前回のブログで、僕は「タモキシフェンを飲みたくないのならば、むしろ、まずは取りあえずタモキシフェンを飲んでみろ」と無茶な結論を出しました。

どうも僕は抽象的な無理気味の結論を出す癖があるのですが、今回タモキシフェンの場合は具体的かつ現実的に考えたつもりです。

 

例えば、どうしても好きになれない人がいて、その人とトラブルになり、金輪際その人と縁を切ろうと考えたとします。知り合いのすべてと深くお付き合いすることはできないので、疎遠になってしまう人が出ても仕方のないことだと思います。

ただ、その人とともう関わらないと決めた後で、もう一度だけその人と会って話してみることは、意外と意義のあることだと僕は思います。

そこで「やはりこの人とは相性が合わない」と感じたのならば、それを確認できた意義は大きいと思います。逆に、「いつでもこの人と縁を切ってもいい」と考えながら気軽に会ったのならば、意外とそこまで嫌に感じない可能性もあります。

どちらに転んでも、損にはならないような気がします。

 

少し強引ですが、タモキシフェンについても同じことが言えると思います。

彼女がタモキシフェンを飲みたくないのならば、むしろまずは飲んでみるべきだと思います。「いつでも止められる」と気軽な気持ちで飲んでみるべきです。

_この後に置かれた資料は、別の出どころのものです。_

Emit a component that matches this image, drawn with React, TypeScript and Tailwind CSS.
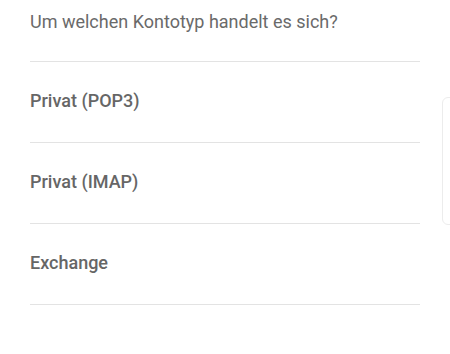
const options = ["Privat (POP3)", "Privat (IMAP)", "Exchange"];

export default function App() {
  return (
    <div
      className="relative h-[354px] w-[450px] overflow-hidden bg-white"
      style={{ fontFamily: "Roboto, 'Liberation Sans', sans-serif" }}
    >
      <div className="mx-[30px]">
        <div className="h-[62px] border-b border-[#e3e3e3] pt-[10px] text-[18px] leading-6 text-[#6a6a6a]">
          Um welchen Kontotyp handelt es sich?
        </div>
        {options.map((o) => (
          <div
            key={o}
            className="flex h-[81px] items-center border-b border-[#e3e3e3] pb-[4px] text-[18px] font-medium text-[#666666]"
          >
            {o}
          </div>
        ))}
      </div>
      <div className="absolute left-[442px] top-[97px] h-[128px] w-[20px] rounded-[6px] border border-[#ececec]" />
    </div>
  );
}
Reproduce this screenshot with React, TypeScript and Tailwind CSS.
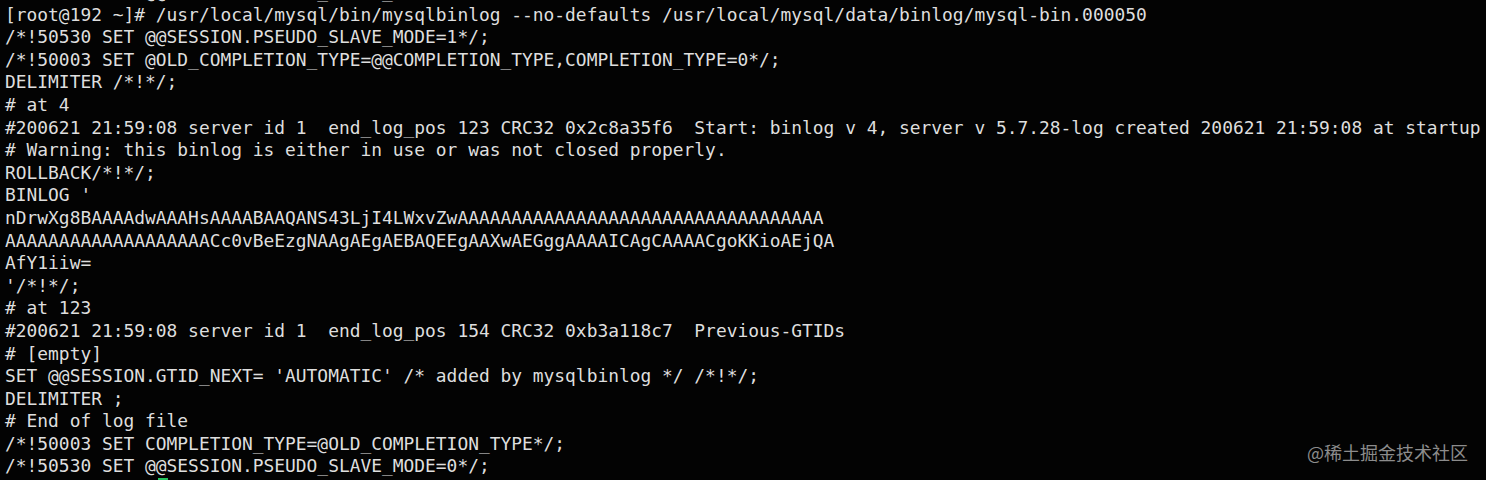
const LINES = [
  "/*!50530 SET @@SESSION.PSEUDO_SLAVE_MODE=0*/;",
  "[root@192 ~]# /usr/local/mysql/bin/mysqlbinlog --no-defaults /usr/local/mysql/data/binlog/mysql-bin.000050",
  "/*!50530 SET @@SESSION.PSEUDO_SLAVE_MODE=1*/;",
  "/*!50003 SET @OLD_COMPLETION_TYPE=@@COMPLETION_TYPE,COMPLETION_TYPE=0*/;",
  "DELIMITER /*!*/;",
  "# at 4",
  "#200621 21:59:08 server id 1  end_log_pos 123 CRC32 0x2c8a35f6  Start: binlog v 4, server v 5.7.28-log created 200621 21:59:08 at startup",
  "# Warning: this binlog is either in use or was not closed properly.",
  "ROLLBACK/*!*/;",
  "BINLOG '",
  "nDrwXg8BAAAAdwAAAHsAAAABAAQANS43LjI4LWxvZwAAAAAAAAAAAAAAAAAAAAAAAAAAAAAAAAAA",
  "AAAAAAAAAAAAAAAAAAACc0vBeEzgNAAgAEgAEBAQEEgAAXwAEGggAAAAICAgCAAAACgoKKioAEjQA",
  "AfY1iiw=",
  "'/*!*/;",
  "# at 123",
  "#200621 21:59:08 server id 1  end_log_pos 154 CRC32 0xb3a118c7  Previous-GTIDs",
  "# [empty]",
  "SET @@SESSION.GTID_NEXT= 'AUTOMATIC' /* added by mysqlbinlog */ /*!*/;",
  "DELIMITER ;",
  "# End of log file",
  "/*!50003 SET COMPLETION_TYPE=@OLD_COMPLETION_TYPE*/;",
  "/*!50530 SET @@SESSION.PSEUDO_SLAVE_MODE=0*/;",
];

export default function App() {
  return (
    <div className="relative h-[480px] w-[1486px] overflow-hidden bg-[#030303]">
      {/* terminal output, first line scrolled half off the top */}
      <div className="-mt-[19px] flex flex-col pl-[5px] font-['DejaVu_Sans_Mono',monospace] text-[17.9px] leading-[22.6px] text-[#dedede] whitespace-pre">
        {LINES.map((line, i) => (
          <div key={i}>{line}</div>
        ))}
        {/* cursor peeking in from the next row */}
        <div className="h-[22.6px]">
          <span className="ml-[153px] inline-block h-[20px] w-[10px] bg-[#22c55e]" />
        </div>
      </div>

      {/* watermark */}
      <div className="absolute right-[18px] bottom-[17px] font-['Noto_Sans_CJK_SC',sans-serif] text-[18px] leading-[22px] text-[#8c8c8c]">
        @稀土掘金技术社区
      </div>
    </div>
  );
}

そして、ある程度飲み続けてみて、それでどうしても嫌になったら止めればいいのです。止める原因がどんな理由であっても、しっかりとそれを見定めることが重要だと思います。

その方が後から後悔することがなくなると、僕は思うのです・・・もしかしたら、そこは彼女にとってはそうではないのかもしれませんが・・・

 

そもそも、標準治療内の話でも、タモキシフェン服用中に副作用が強かった場合は服用中止を検討します。どんな薬でも、これは当然のことです。

ただ普通ならば、強い副作用が出て、その副作用で被る患者のデメリットが、その薬から患者が得るメリットを上回ってしまったら、服用を中止します。

タモキシフェンの場合、10%の単位で乳がんの再発率を下げることもあるので(厳密にはそういうことではないらしいのですが)、患者が得るメリットがとても大きいです。なので、多くの人は重篤な副作用が出ないとタモキシフェンの服用は止めません。

 

しかし、僕の彼女の場合は、最初からタモキシフェンを飲まないと言っているのです。それならば、タモキシフェンの服用中止の基準を大きく下げて(例えば少しでも彼女が自分の体の変化に対して不満を持ったら中止、など)、そして気軽にタモキシフェンを飲み始めてみた方がいいと思います。

副作用がまったく出ない可能性もあるのですから。

 

このような彼女の乳がんに対する態度と、それをサポートしようとしている僕の態度は、標準治療をしっかりと受けている乳がんの患者さんから見ると、不真面目に見えるかもしれません。

このようなことをブログに書き、申し訳ないと思っています。

ただ、僕が彼女に勧めようとしている「タモキシフェンを気軽に始めて、気軽に止めてもいい」という方針は、おそらく、彼女以外の一般的な乳がんの患者さんにも当てはまる可能性があります。

すぐに思いつくのは、例えば非浸潤の場合の乳がんや、浸潤径が5mm程度などの最初期の乳がんの場合です。

そういう場合は、標準治療でも「ルミナールタイプではあるがタモキシフェンは不要」となる場合があります。「不要」と完全に結論が出ればいいのですが、微妙なところになってしまう場合も多々あると思います。

その場合は、まずは服用してみて、その人にとってのタモキシフェンの副作用の大きさを実際に測ってみて、そして服用を続けるか中止するかを検討するのが良いのではないでしょうか。

タモキシフェンのようなホルモンのバランスを変える薬ならば、副作用の出方は個人によって千差万別になるはずです。ホルモンのバランスというもの自体が、人によって大きく違い、人間の多様性のもとになっているものだからです。